### What to work on
Check each line for the word "components" and report how many have it. Give nothing else.

Front-end source files
▽

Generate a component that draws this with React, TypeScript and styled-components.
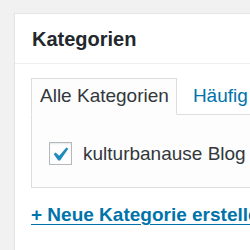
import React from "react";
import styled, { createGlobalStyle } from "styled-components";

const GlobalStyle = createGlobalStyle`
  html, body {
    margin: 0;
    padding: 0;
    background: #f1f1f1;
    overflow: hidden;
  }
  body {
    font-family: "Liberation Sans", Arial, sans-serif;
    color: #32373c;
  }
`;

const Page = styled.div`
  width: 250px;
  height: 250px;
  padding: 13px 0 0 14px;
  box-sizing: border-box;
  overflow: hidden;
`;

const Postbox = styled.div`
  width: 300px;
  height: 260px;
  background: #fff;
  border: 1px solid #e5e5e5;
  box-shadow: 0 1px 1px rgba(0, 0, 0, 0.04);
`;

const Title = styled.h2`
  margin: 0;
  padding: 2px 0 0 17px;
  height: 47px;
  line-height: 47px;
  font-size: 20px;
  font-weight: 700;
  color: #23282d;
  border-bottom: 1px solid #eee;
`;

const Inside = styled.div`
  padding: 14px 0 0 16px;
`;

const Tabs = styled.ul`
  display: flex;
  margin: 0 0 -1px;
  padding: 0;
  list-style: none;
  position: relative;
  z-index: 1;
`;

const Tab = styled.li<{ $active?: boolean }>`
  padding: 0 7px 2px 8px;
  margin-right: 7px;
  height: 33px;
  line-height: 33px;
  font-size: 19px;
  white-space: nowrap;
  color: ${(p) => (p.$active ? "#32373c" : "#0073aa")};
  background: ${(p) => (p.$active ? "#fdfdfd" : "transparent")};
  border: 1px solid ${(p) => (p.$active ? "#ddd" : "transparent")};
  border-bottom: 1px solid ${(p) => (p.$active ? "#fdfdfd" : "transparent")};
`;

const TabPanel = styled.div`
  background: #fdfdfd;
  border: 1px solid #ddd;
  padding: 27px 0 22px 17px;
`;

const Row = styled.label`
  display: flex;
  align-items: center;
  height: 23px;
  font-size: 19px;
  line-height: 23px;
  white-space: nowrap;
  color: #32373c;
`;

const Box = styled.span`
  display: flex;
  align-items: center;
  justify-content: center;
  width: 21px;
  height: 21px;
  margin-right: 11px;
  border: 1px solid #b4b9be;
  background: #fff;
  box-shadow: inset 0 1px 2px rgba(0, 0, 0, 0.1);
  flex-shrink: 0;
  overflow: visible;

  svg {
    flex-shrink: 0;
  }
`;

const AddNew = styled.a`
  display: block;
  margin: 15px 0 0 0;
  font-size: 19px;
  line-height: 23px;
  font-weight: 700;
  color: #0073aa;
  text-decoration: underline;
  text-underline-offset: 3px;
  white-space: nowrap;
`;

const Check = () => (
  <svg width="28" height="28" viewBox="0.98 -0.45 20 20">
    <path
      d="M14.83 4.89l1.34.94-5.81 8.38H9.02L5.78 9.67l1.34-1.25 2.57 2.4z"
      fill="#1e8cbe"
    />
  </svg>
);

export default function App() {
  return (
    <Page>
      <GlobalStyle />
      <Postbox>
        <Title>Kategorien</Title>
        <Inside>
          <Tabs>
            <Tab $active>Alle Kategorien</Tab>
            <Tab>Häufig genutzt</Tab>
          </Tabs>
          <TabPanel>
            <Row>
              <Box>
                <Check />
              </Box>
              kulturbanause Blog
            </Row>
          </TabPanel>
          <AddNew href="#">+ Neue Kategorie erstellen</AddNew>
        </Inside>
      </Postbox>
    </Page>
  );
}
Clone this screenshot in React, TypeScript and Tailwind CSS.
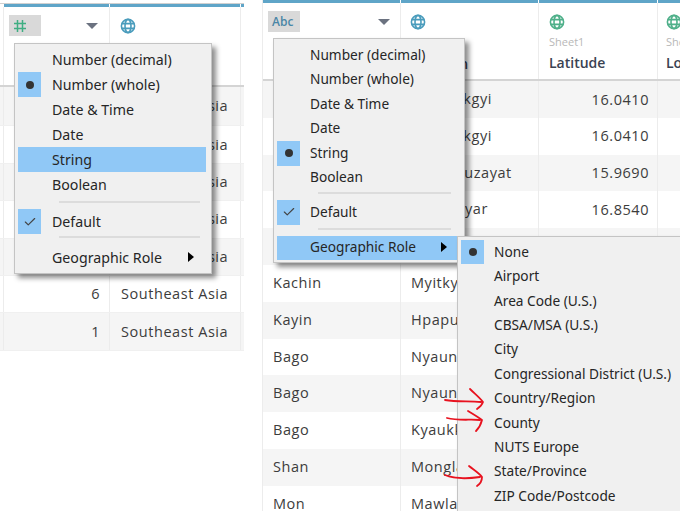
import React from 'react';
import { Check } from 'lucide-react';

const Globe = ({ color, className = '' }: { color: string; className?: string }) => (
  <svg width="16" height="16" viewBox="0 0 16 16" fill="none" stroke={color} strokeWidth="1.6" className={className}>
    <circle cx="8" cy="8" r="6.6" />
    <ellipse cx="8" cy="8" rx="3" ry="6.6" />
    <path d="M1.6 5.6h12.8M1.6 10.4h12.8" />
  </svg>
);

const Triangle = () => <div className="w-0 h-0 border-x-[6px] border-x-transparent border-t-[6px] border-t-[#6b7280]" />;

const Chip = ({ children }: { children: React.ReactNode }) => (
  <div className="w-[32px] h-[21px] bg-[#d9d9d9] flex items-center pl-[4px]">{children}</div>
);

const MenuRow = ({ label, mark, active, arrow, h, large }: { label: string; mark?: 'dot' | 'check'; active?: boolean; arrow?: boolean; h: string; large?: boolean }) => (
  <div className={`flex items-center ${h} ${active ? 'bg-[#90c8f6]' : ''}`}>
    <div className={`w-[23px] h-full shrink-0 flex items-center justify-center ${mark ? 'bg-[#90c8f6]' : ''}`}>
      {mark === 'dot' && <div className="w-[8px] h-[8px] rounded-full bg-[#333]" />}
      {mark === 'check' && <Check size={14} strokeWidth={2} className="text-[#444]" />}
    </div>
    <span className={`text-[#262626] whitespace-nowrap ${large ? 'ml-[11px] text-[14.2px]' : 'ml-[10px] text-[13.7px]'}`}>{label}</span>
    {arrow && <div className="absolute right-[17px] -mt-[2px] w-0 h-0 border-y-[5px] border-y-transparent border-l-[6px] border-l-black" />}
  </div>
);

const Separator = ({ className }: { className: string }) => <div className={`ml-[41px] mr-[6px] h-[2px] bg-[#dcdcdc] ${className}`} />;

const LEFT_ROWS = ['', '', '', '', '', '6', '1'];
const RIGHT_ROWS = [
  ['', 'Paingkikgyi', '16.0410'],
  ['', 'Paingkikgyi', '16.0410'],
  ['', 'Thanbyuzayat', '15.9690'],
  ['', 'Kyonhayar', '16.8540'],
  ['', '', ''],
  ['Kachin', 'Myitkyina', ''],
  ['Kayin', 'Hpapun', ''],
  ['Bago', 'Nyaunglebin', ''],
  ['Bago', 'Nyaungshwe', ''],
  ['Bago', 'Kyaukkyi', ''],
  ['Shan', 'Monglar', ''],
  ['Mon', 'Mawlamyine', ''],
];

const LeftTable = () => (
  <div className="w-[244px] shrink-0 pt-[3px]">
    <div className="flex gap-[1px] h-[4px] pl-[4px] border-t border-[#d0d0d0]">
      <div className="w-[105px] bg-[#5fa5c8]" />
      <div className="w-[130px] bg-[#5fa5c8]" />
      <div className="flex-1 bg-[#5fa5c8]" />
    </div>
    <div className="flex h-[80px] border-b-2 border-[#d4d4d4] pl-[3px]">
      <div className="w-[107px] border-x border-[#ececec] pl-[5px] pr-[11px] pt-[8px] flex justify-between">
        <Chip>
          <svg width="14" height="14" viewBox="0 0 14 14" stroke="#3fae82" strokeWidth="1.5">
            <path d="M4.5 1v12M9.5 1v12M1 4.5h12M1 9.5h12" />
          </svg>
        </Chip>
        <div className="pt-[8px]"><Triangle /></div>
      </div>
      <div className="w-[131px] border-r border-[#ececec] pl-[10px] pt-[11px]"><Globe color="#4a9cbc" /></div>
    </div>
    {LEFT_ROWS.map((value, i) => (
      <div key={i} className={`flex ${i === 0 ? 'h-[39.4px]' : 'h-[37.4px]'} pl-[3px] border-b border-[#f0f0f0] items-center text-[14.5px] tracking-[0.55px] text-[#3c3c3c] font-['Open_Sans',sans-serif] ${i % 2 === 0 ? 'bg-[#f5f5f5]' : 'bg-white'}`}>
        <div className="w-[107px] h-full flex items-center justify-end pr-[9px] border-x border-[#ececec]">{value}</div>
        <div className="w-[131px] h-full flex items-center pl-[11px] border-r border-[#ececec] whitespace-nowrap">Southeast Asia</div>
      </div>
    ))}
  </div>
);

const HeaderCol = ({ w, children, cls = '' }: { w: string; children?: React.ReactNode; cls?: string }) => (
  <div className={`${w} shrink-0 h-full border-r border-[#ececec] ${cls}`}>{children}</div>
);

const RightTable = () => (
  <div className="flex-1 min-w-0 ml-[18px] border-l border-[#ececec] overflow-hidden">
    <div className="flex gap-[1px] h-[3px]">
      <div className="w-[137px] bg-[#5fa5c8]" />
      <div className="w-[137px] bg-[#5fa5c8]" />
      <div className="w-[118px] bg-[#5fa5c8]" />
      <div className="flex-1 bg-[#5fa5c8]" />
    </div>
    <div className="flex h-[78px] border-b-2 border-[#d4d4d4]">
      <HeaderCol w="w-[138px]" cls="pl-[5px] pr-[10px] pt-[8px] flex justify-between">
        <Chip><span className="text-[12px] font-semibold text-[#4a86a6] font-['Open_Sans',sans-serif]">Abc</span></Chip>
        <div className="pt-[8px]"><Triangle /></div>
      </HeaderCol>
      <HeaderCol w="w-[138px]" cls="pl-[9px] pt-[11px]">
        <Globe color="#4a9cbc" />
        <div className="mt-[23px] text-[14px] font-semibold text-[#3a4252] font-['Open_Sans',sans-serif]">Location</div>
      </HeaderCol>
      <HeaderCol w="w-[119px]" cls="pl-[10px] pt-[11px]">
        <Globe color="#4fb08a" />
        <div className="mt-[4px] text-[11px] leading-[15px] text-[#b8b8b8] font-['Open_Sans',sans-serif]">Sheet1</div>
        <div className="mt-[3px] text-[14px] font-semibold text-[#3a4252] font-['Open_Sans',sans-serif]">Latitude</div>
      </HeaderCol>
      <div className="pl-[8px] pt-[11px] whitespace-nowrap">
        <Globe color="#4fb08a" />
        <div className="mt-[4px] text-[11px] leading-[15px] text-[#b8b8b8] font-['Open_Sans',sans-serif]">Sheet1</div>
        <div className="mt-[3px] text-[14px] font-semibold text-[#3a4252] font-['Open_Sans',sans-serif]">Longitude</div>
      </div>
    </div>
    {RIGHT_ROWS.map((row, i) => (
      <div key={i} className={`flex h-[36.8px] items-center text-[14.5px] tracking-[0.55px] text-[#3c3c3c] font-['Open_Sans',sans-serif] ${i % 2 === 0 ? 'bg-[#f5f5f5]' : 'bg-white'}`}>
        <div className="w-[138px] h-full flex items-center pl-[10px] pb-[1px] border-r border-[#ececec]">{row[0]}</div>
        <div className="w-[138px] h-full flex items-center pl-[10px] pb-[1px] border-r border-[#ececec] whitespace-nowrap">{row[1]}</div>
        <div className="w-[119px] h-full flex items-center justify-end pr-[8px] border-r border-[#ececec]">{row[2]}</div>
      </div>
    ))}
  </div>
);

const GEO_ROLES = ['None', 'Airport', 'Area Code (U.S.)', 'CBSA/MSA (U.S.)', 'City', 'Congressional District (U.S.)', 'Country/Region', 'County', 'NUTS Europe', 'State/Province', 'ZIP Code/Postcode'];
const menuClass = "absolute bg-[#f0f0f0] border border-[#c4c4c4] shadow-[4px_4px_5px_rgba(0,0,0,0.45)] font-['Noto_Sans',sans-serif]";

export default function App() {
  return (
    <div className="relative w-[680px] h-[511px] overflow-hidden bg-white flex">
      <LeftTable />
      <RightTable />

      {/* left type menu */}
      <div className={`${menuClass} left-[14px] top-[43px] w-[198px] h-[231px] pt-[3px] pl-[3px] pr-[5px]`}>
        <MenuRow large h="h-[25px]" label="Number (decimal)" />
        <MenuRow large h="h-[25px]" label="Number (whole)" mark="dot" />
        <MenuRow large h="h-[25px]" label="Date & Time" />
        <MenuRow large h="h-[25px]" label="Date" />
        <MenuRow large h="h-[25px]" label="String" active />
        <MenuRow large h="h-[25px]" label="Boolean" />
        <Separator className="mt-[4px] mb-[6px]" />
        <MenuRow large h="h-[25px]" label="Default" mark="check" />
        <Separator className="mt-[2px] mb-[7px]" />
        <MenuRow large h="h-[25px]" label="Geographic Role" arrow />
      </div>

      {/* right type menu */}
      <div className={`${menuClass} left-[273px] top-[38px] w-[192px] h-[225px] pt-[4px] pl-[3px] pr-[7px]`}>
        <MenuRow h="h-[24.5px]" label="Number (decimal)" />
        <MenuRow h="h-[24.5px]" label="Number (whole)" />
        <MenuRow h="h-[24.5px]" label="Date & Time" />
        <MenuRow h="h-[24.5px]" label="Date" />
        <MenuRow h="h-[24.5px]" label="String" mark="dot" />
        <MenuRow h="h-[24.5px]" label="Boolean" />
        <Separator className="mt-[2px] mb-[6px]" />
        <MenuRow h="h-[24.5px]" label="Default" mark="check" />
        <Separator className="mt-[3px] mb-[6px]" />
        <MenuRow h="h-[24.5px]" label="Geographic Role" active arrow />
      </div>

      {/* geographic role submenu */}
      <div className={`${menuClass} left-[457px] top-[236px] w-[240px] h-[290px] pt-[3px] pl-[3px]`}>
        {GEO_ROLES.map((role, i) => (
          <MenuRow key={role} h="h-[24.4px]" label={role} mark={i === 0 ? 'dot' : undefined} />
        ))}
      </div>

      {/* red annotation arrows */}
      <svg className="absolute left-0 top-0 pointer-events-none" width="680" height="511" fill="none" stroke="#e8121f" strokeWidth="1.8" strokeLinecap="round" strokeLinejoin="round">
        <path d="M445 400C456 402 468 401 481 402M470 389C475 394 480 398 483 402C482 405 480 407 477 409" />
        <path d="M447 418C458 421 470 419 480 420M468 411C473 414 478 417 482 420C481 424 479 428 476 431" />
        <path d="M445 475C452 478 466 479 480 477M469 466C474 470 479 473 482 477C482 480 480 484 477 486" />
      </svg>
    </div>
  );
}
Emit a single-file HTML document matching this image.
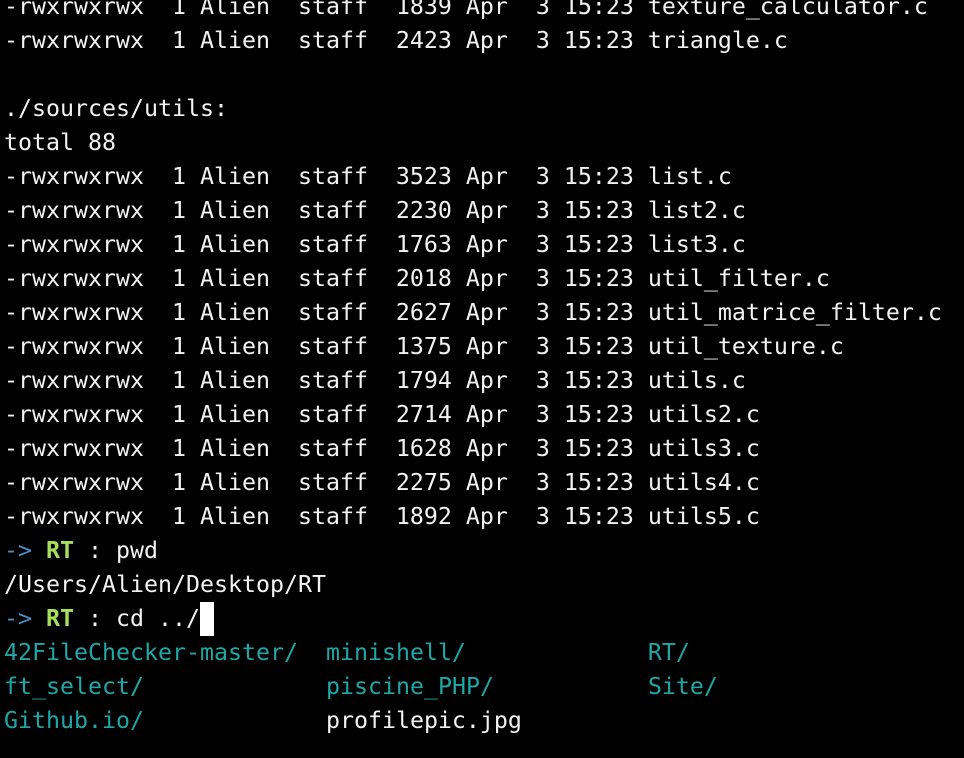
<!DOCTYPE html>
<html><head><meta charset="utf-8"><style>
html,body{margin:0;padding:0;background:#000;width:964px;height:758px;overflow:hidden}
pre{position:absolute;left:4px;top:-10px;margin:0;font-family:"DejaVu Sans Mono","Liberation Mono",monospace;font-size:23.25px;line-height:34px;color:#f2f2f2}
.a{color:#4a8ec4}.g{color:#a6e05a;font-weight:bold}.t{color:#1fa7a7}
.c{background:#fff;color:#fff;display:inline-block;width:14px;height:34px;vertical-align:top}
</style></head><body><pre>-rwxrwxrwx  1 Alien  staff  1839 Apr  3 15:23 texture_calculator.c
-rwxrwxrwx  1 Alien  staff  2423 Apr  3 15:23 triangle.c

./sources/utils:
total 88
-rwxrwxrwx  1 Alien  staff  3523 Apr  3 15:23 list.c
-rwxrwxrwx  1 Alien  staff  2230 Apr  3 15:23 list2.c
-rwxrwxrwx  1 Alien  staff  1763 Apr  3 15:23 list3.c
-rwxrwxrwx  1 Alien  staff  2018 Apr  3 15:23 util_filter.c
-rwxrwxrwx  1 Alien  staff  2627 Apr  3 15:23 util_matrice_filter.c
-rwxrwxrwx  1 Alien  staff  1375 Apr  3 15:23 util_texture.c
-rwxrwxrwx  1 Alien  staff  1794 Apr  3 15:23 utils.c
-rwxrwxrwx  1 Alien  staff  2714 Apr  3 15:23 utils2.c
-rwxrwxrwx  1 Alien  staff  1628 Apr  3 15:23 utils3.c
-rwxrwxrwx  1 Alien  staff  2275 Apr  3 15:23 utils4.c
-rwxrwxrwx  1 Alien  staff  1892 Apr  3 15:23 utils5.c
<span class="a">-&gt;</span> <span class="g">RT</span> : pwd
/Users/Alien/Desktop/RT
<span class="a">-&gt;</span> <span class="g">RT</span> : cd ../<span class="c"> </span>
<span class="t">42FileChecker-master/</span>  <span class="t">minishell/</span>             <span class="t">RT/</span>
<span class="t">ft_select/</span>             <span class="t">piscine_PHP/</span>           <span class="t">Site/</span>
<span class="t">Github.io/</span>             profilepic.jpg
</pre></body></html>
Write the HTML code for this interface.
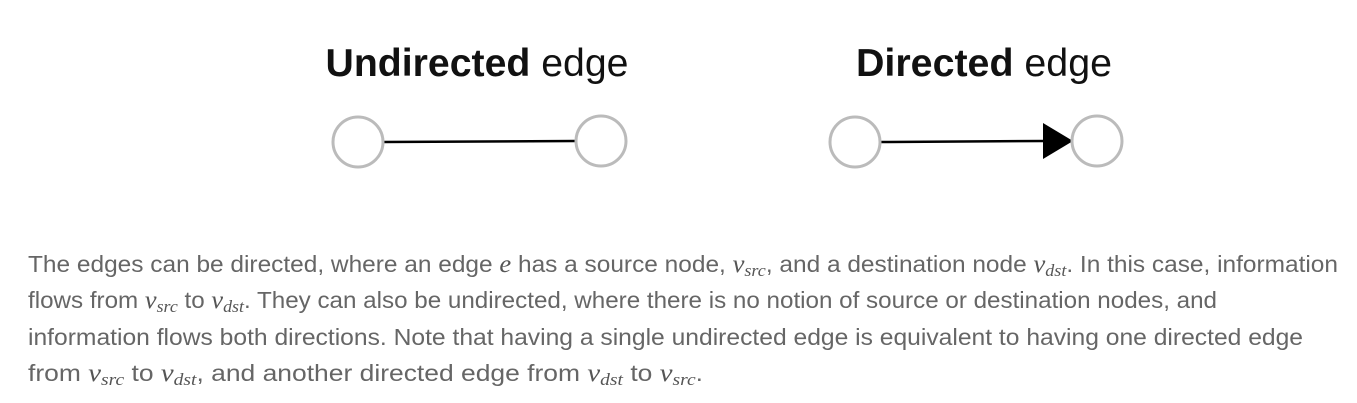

△

### Solution for this problem
2